Yoder, through attorney Brian Polinske of Edwardsville, names deputies Lora Acra and Darren Onwiler in the lawsuit, which seeks a jury trial and damages in excess of $75,000. Polinske could not be reached for comment.
Yoder was taken into custody by Acra and Onwiler on Aug. 14 at a home on Allen Street in New Douglas. At the time, his tenant was in the process of moving out. Deputies arrived and Yoder was brought to the Madison County Jail and released after 24 hours but was not charged with a crime.
His lawsuit contends the deputies had "no probable cause" to handcuff him because he was simply cleaning out a vacant apartment in a house he owned.
"I had my employee with me helping. They had no right to arrest me," he said.
Christina Jacoby, the tenant, had called the sheriff's office when she returned to the house to gather more of her belongings and found her landlord inside. She said she feared Yoder, especially after finding information about him on the Internet and discovering he had once mailed highly detailed letters to former Playboy CEO Christie Hefner and the head of the Mars candy company threatening mayhem.
However, Yoder has said that he mailed those letters from the Chester Mental Health Center with the knowledge of guards and never intended to hurt anyone, but only to receive a definite sentence from which he could hope to be released.
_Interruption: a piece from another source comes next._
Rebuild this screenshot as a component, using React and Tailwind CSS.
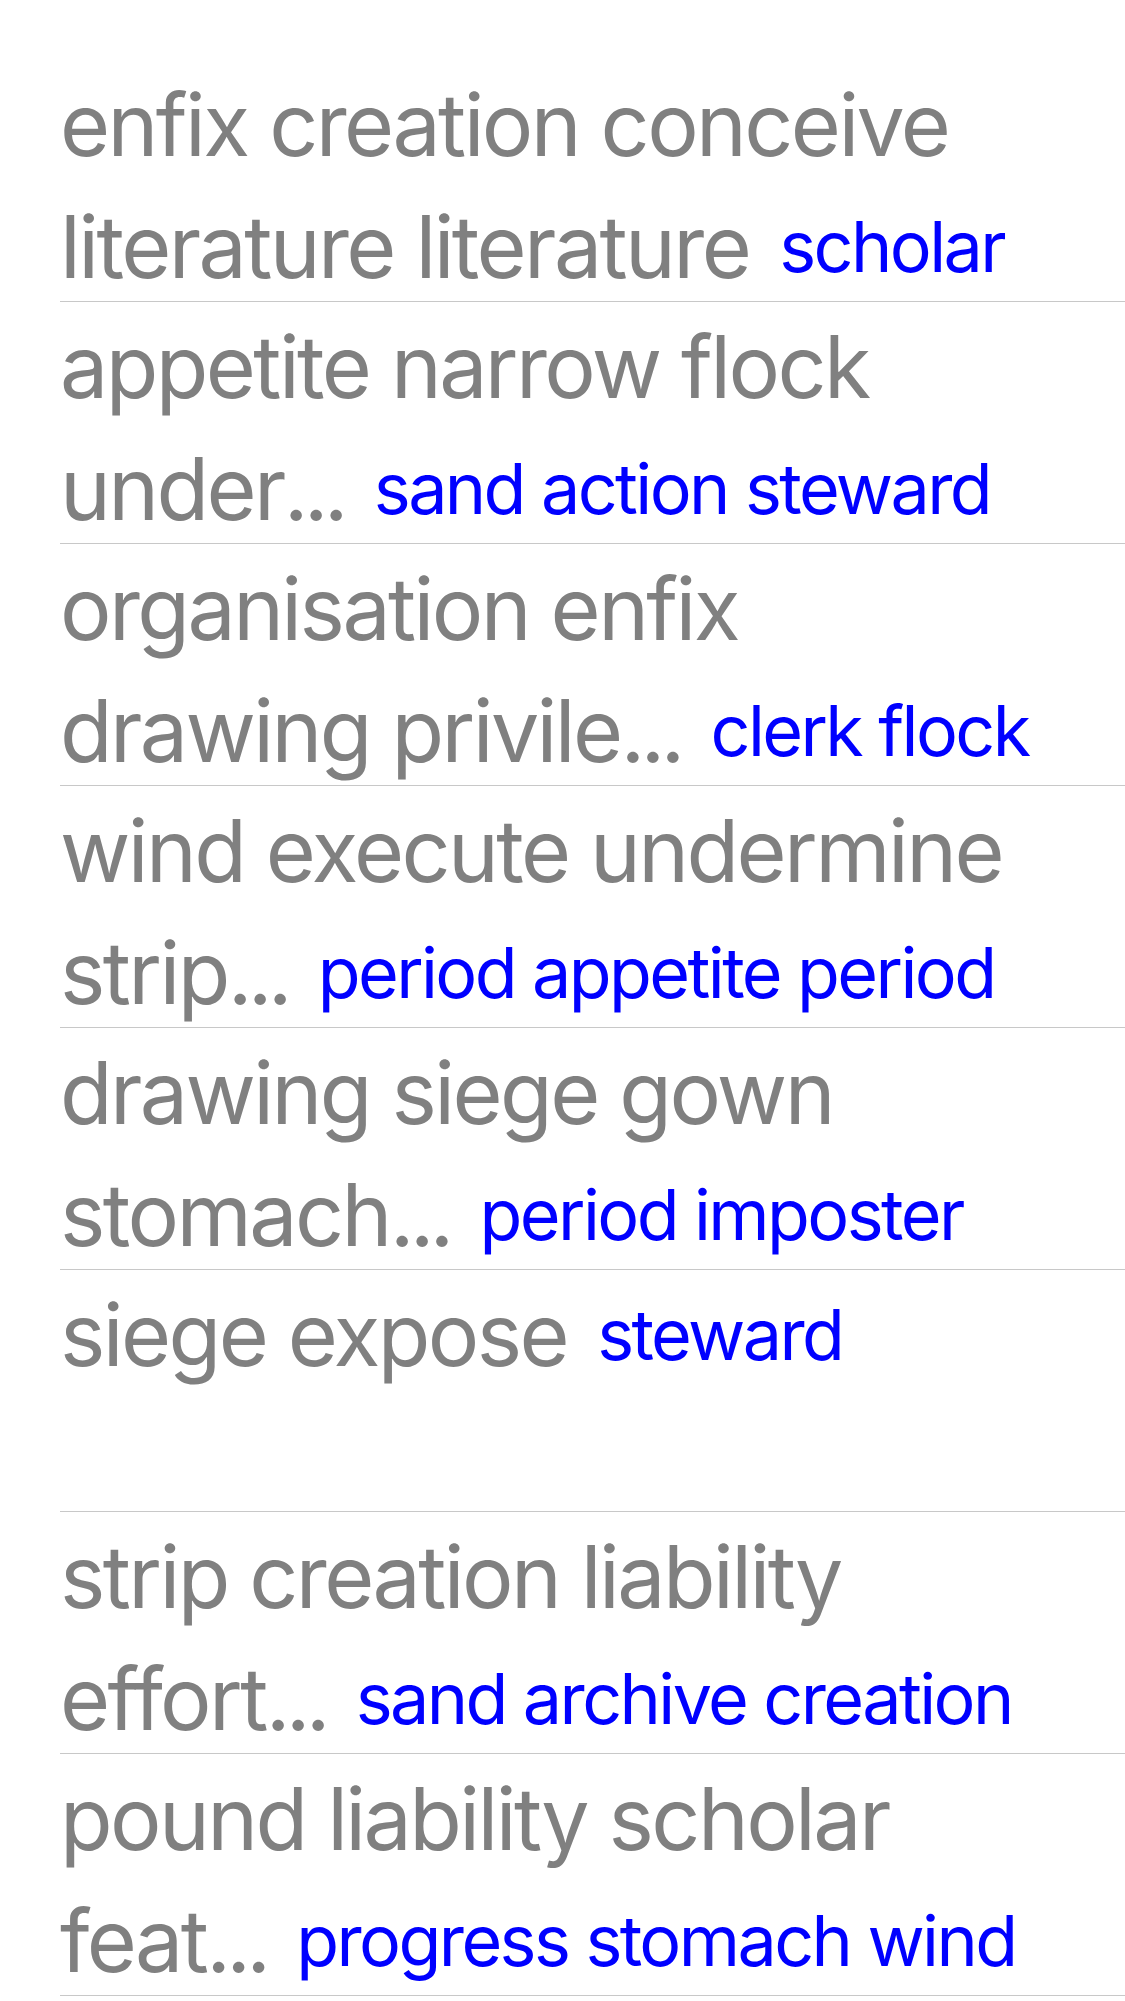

Yoder told the deputies that under the law he was entitled to be in the house because Jacoby and her husband had not been there for three days, and under the law he claimed that meant they had abandoned the premises.
But Jacoby said that wasn't true and told the deputies that Yoder must have broken in because she had changed the locks. Deputies found that some of her belongings were inside Yoder's minivan.
In a police report, he claimed the articles were "junk" and he was taking them to a dump.
In October, Jacoby filed for and received a "no stalking, no contact order" from a judge in Madison County Court, a type of order of protection. She alleged that Yoder had repeatedly driven by her new home after his arrest and release in August. She also alleged that Yoder told her he would, "...slit my throat and that his people from Chicago could dispose of me," according to the allegations for the order of protection.
Yoder said that he had not harassed or threatened her in any way.
He has started the process of appealing the no-contact order with the Fifth Appellate Court in Mount Vernon.